Goal of the exercise
Tally the lines that hold the string "table", and reply with the count alone.

Given data

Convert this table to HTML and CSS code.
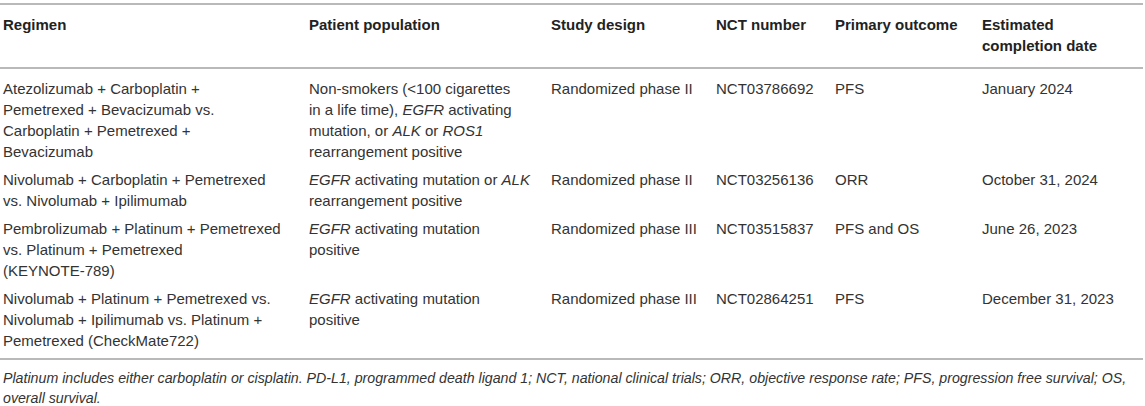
FILE: index.html
```html
<!DOCTYPE html>
<html lang="en">
<head>
    <meta charset="UTF-8">
    <meta name="viewport" content="width=device-width, initial-scale=1.0">
    <title>Ongoing trials</title>
    <link rel="stylesheet" href="styles.css">
</head>
<body>
    <div class="wrap">
        <table class="trials">
            <colgroup>
                <col class="c-regimen">
                <col class="c-pop">
                <col class="c-design">
                <col class="c-nct">
                <col class="c-outcome">
                <col class="c-date">
            </colgroup>
            <thead>
                <tr>
                    <th>Regimen</th>
                    <th>Patient population</th>
                    <th>Study design</th>
                    <th>NCT number</th>
                    <th>Primary outcome</th>
                    <th>Estimated<br>completion date</th>
                </tr>
            </thead>
            <tbody>
                <tr>
                    <td>Atezolizumab + Carboplatin +<br>Pemetrexed + Bevacizumab vs.<br>Carboplatin + Pemetrexed +<br>Bevacizumab</td>
                    <td>Non-smokers (&lt;100 cigarettes<br>in a life time), <i>EGFR</i> activating<br>mutation, or <i>ALK</i> or <i>ROS1</i><br>rearrangement positive</td>
                    <td>Randomized phase II</td>
                    <td>NCT03786692</td>
                    <td>PFS</td>
                    <td>January 2024</td>
                </tr>
                <tr>
                    <td>Nivolumab + Carboplatin + Pemetrexed<br>vs. Nivolumab + Ipilimumab</td>
                    <td><i>EGFR</i> activating mutation or <i>ALK</i><br>rearrangement positive</td>
                    <td>Randomized phase II</td>
                    <td>NCT03256136</td>
                    <td>ORR</td>
                    <td>October 31, 2024</td>
                </tr>
                <tr>
                    <td>Pembrolizumab + Platinum + Pemetrexed<br>vs. Platinum + Pemetrexed<br>(KEYNOTE-789)</td>
                    <td><i>EGFR</i> activating mutation<br>positive</td>
                    <td>Randomized phase III</td>
                    <td>NCT03515837</td>
                    <td>PFS and OS</td>
                    <td>June 26, 2023</td>
                </tr>
                <tr>
                    <td>Nivolumab + Platinum + Pemetrexed vs.<br>Nivolumab + Ipilimumab vs. Platinum +<br>Pemetrexed (CheckMate722)</td>
                    <td><i>EGFR</i> activating mutation<br>positive</td>
                    <td>Randomized phase III</td>
                    <td>NCT02864251</td>
                    <td>PFS</td>
                    <td>December 31, 2023</td>
                </tr>
            </tbody>
        </table>
        <p class="note">Platinum includes either carboplatin or cisplatin. PD-L1, programmed death ligand 1; NCT, national clinical trials; ORR, objective response rate; PFS, progression free survival; OS, overall survival.</p>
    </div>
</body>
</html>
```

FILE: styles.css
```css
body {
    margin: 0;
    background: #fff;
    font-family: "Liberation Sans", Arial, sans-serif;
    color: #333;
}

.wrap {
    width: 1143px;
    padding-top: 3px;
}

.trials {
    width: 100%;
    border-collapse: collapse;
    table-layout: fixed;
    font-size: 15px;
    line-height: 21px;
    border-top: 2px solid #b9b9b9;
    border-bottom: 2px solid #b9b9b9;
}

.c-regimen { width: 306px; }
.c-pop { width: 242px; }
.c-design { width: 165px; }
.c-nct { width: 119px; }
.c-outcome { width: 147px; }

.trials th {
    text-align: left;
    vertical-align: top;
    font-weight: bold;
    color: #222;
    padding: 9px 4px 11px 3px;
    border-bottom: 2px solid #b9b9b9;
}

.trials td {
    vertical-align: top;
    white-space: nowrap;
    padding: 3px 4px 4px 3px;
}

.trials tbody tr:first-child td {
    padding-top: 9px;
}

.trials tbody tr:last-child td {
    padding-bottom: 7px;
}

.note {
    margin: 0;
    padding: 8px 3px 0;
    font-size: 14.2px;
    line-height: 20px;
    font-style: italic;
    color: #333;
}
```
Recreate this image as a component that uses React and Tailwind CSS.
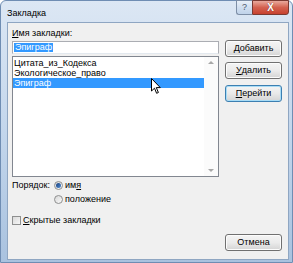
import clsx from "clsx";

const font = "font-['Liberation_Sans',Arial,sans-serif]";

function Btn({ children, isDefault, className }) {
  return (
    <div
      className={clsx(
        "h-[17px] rounded-[3px] border flex items-center justify-center text-[9px] leading-none text-black",
        isDefault
          ? "border-[#3c7fb1] bg-gradient-to-b from-[#f4f4f4] via-[#e9e9e9] to-[#d4d4d4] shadow-[inset_0_0_0_1px_#a8dcf6]"
          : "border-[#707070] bg-gradient-to-b from-[#f4f4f4] via-[#ebebeb] to-[#d4d4d4] shadow-[inset_0_0_0_1px_#fcfcfc]",
        className
      )}
    >
      {children}
    </div>
  );
}

function Radio({ checked }) {
  return (
    <div className="w-[9px] h-[9px] rounded-full border border-[#8e8f8f] bg-gradient-to-br from-[#d8d8d8] to-[#fafafa] flex items-center justify-center">
      {checked && (
        <div className="w-[5px] h-[5px] rounded-full bg-gradient-to-br from-[#1b3f7a] to-[#4f8ed8]" />
      )}
    </div>
  );
}

export default function App() {
  const items = ["Цитата_из_Кодекса", "Экологическое_право", "Эпиграф"];

  return (
    <div className={clsx("w-[293px] h-[263px] relative overflow-hidden bg-white", font)}>
      {/* ===== window frame ===== */}
      <div className="h-full flex flex-col rounded-t-[6px] border border-[#6f8db3] bg-gradient-to-b from-[#dce7f4] via-[#c3d6ec] to-[#a9c2df]">
        {/* title bar */}
        <div className="h-[21px] flex justify-between">
          <span className="pl-[6px] pt-[7px] text-[9px] leading-[11px] text-black">Закладка</span>
          <div className="flex items-start mr-[3px] -mt-[1px]">
            <div className="w-[16px] h-[15px] rounded-bl-[3px] border border-[#7d8ea6] border-r-0 bg-gradient-to-b from-[#e9f0f8] via-[#d1dff0] to-[#c0d3ea] flex items-center justify-center text-[9px] leading-none text-[#4d5b6e]">
              ?
            </div>
            <div className="w-[37px] h-[15px] rounded-br-[3px] border border-[#7a3a32] bg-gradient-to-b from-[#e8a99d] via-[#d3614f] to-[#c7412f] flex items-center justify-center text-[10px] leading-none font-bold text-white [text-shadow:0_0_1px_#5a1a10]">
              X
            </div>
          </div>
        </div>

        {/* ===== client area ===== */}
        <div className="flex-1 ml-[6px] mr-[3px] mb-[2px] border border-[#8fa6c2] bg-[#f0f0f0] flex gap-[6px] pl-[4px] text-[9px] leading-[11px] text-black">
          {/* left column */}
          <div className="w-[207px] flex flex-col">
            <div className="mt-[5px] h-[13px]">
              <span className="underline underline-offset-[1px]">И</span>мя закладки:
            </div>
            <div className="h-[13px] border border-[#abadb3] border-b-[#e3e9ef] bg-white flex items-center pl-[1px]">
              <span className="bg-[#3399ff] text-white px-[1px] h-[9px] leading-[9px]">Эпиграф</span>
            </div>

            <div className="mt-[2px] h-[121px] border border-[#828790] bg-white flex">
              <div className="flex-1 pt-[1px]">
                {items.map((item, i) => (
                  <div
                    key={item}
                    className={clsx(
                      "h-[10px] leading-[10px] pl-[1px]",
                      i === 2 && "bg-[#3399ff] text-white"
                    )}
                  >
                    {item}
                  </div>
                ))}
              </div>
              <div className="w-[14px] bg-[#fbfbfb] flex flex-col items-center justify-between py-[4px]">
                <div className="w-0 h-0 border-x-[3px] border-x-transparent border-b-[3px] border-b-[#a8a8a8]" />
                <div className="w-0 h-0 border-x-[3px] border-x-transparent border-t-[3px] border-t-[#a8a8a8]" />
              </div>
            </div>

            {/* order */}
            <div className="mt-[1px] flex">
              <div className="w-[42px] h-[14px] flex items-center">Порядок:</div>
              <div className="flex flex-col">
                <div className="h-[14px] flex items-center gap-[2px]">
                  <Radio checked />
                  <span>
                    им<span className="underline underline-offset-[1px]">я</span>
                  </span>
                </div>
                <div className="h-[14px] flex items-center gap-[2px]">
                  <Radio />
                  <span>положение</span>
                </div>
              </div>
            </div>

            <div className="mt-[8px] h-[12px] flex items-center gap-[2px]">
              <div className="w-[9px] h-[9px] border border-[#8e8f8f] bg-gradient-to-br from-[#dadada] to-[#f6f6f6]" />
              <span>
                <span className="underline underline-offset-[1px]">С</span>крытые закладки
              </span>
            </div>
          </div>

          {/* right column */}
          <div className="w-[57px] flex flex-col pt-[17px] pb-[8px]">
            <Btn>
              <span className="underline underline-offset-[1px]">Д</span>обавить
            </Btn>
            <Btn className="mt-[5px]">
              <span className="underline underline-offset-[1px]">У</span>далить
            </Btn>
            <Btn isDefault className="mt-[6px]">
              <span className="underline underline-offset-[1px]">П</span>ерейти
            </Btn>
            <Btn className="mt-auto">Отмена</Btn>
          </div>
        </div>
      </div>

      {/* mouse pointer */}
      <svg className="absolute left-[151px] top-[78px]" width="11" height="17" viewBox="0 0 11 17">
        <path
          d="M0.5 0.5 L0.5 13 L3.5 10.2 L5.6 15.3 L7.4 14.5 L5.3 9.6 L9.3 9.6 Z"
          fill="white"
          stroke="black"
          strokeWidth="1"
          strokeLinejoin="miter"
        />
      </svg>
    </div>
  );
}
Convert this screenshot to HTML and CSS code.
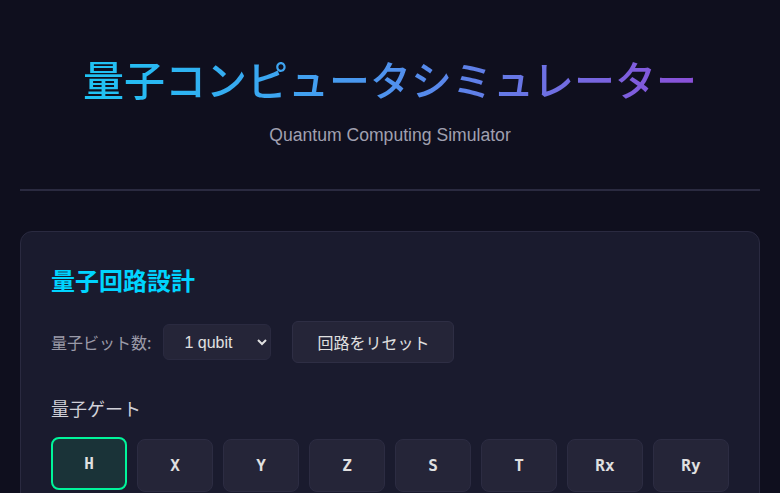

Exercise output
4